When you’re faced with the challenge of limited space for a new conveyor line, vertical transfer units (VTUs) can save the day. The most common way traditional conveyor manufacturers save space with a vertical transport unit is by creating a return path under (or over) the main line. But there are lots of ways to utilize VTUs in a line to reduce conveyor system floor space.
A Vertical Transfer Unit (VTU) is sometimes called at Vertical Transfer Unit, an elevator, a lowerator, a lift, or a Vertical Reciprocating Conveyor. They are all the same thing. We call ours a Vertical Transfer Unit (VTU). In our case, the VTU is electric motor driven with a step-servo or pure servo and is programmed with acceleration/deceleration curves to stop precisely at an unlimited amount of positions between the upper and lower physical limits of the unit. The result: smooth motion control and positioning, greater speeds and ultimate flexibility.
We’ve used pallet elevators (VTUs), sometimes multiple per line, to vertically transport a conveyor section or pallet up just a small distance to a workstation just above the line (and a bypass underneath). With this design, a robot or employee can perform a parts operation directly on the elevated section. Stacking them vertically effectively doubles (or triples) the number of workstations available on a single line. Traditionally, the only other way to accomplish this would have been additional lines side by side. Instead, integrators can improve efficiency while saving space by creatively incorporating VTUs in the pallet automation system.
Lift Configuration Options from Glide-Line
Our competition will typically push you into one of two or three different size categories of conveyors and VTUs since they prefer not to accommodate customizations in size. We’ve built our entire manufacturing process around custom-built sizing, without charging more for it. It’s simply a different manufacturing philosophy, and one that differentiates us.
A flexible conveyor manufacturer like Glide-Line can offer any size lift you need, rather than you adjusting or compromising your design to fit a standard size. Your clients’ manufacturing spaces aren’t standard – why should your design options be?

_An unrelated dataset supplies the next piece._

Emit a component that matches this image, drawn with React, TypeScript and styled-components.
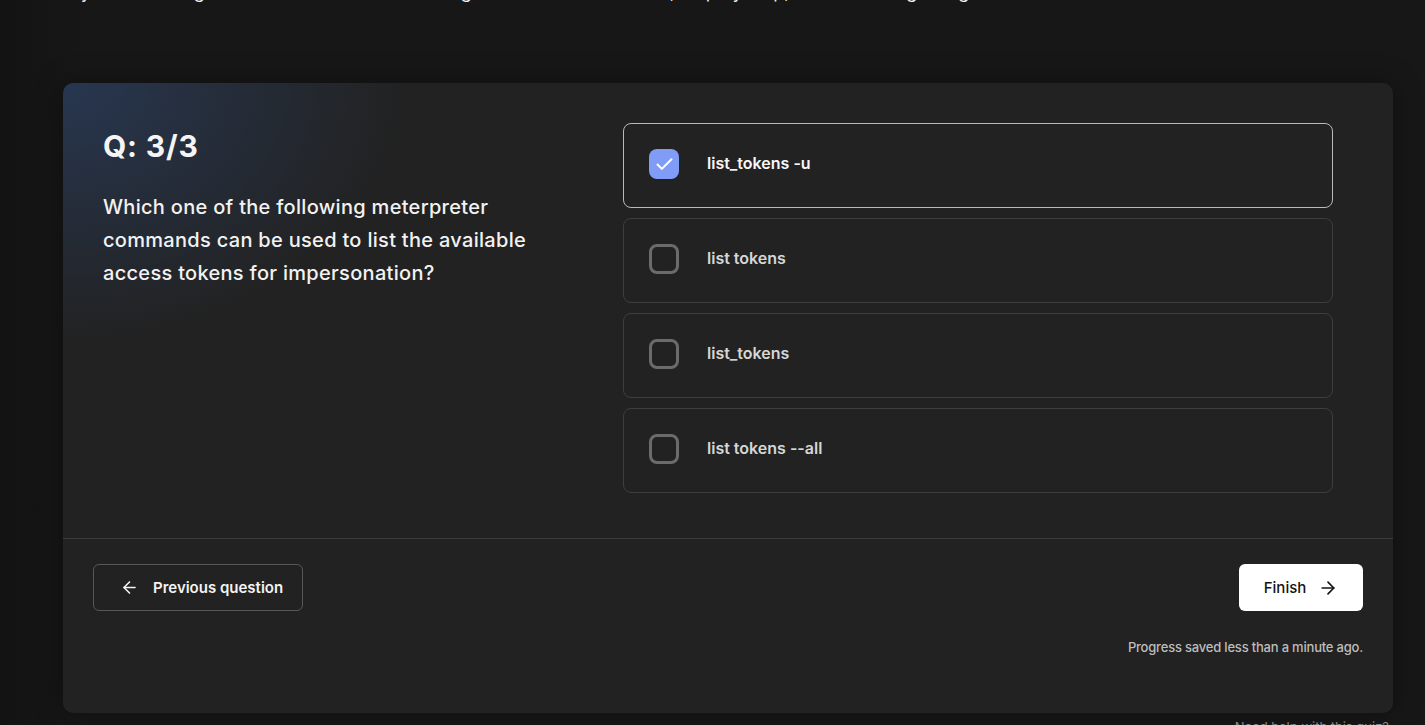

These three ways of integrating vertical transfer units within a conveyor system save space, allowing for more work space.
1. Double the lifts, none of the added width.
A dual deck elevator from Glide-Line uses two conveyor pallets within a single VTU footprint. This allow you to transport 2X the product at the same time, saving rate and increasing efficiency. It is built identical to our standard VTU, but with two decks instead of one.
VTU INNOVATION IN ACTION
Dual deck VTUs are used for optical inspection, quality control, and more. While a specific pallet, tray, or product is elevated to head level for inspection using the first lift, good product can continue to move through underneath. This prevents production from slowing down in the inspection/QA phase.
2. Ingenious design enables even more efficiency.
This application, called a dual axis lift, incorporates more than one within one elevator footprint. It handles infeed from or discharge to two or more locations simultaneously. This is especially useful for processes requiring fast-paced throughput; we’re able to increase the amount of product being shifted vertically by two, three, four or more times – as many elevators and additional lines as are needed to accomplish the increased speed.
In fact, they don’t even need to operate simultaneously; each can be programmed to operate on its own axis as needed for your client’s process. They can actuate independently, delivering countless possibilities. For example, while one pallet lifts to a second conveyor above or to an accumulation zone, a second pallet can take its place and continue the automation process underneath, allowing product to pass directly through the lift shaft to the next workspace.
VTU INNOVATION IN ACTION
Multiple deck lifts are used in situations where time savings and efficiency are of the utmost importance. For example, a recent window manufacturing client used a multiple deck lift with two conveyors inside. One went to the left, and one went to the right. Both lifted at the same time to push the windows onto two separate racking systems ten feet in the air. This exact solution could have been modified to add more lifts to support more products, whether products needed to be added to a racking system for curing, or screws needed to be installed to a mechanism.
Shift operations vertically to accommodate additional workstations.
Consider using a bypass lift to vertically shift process operations to a level above the main line. This innovative use of a VTU keeps the product flowing efficiently and doesn’t require additional width to be added to the automated conveyor system. A bypass lift is similar to a double elevator, with the main purpose being increased throughput and space savings. Traditionally, a parallel conveyor workstation is needed in a process automation system for an operation to be completed; instead, with a bypass lift, we typically see the use of multiple bypass lifts within one conveyor to perform the operation on multiple pallets throughout the conveyor.
Integrating vertically stacked conveyors while using VTUs to do the heavy lifting (no pun intended) of moving operations where they can be performed most quickly is a new way to think about both VTUs and conveyor layouts. But the theory of growing up, not out, when it comes to conveyor automation systems has been tested and shown to be successful in many of our integrator clients’ manufacturing plants.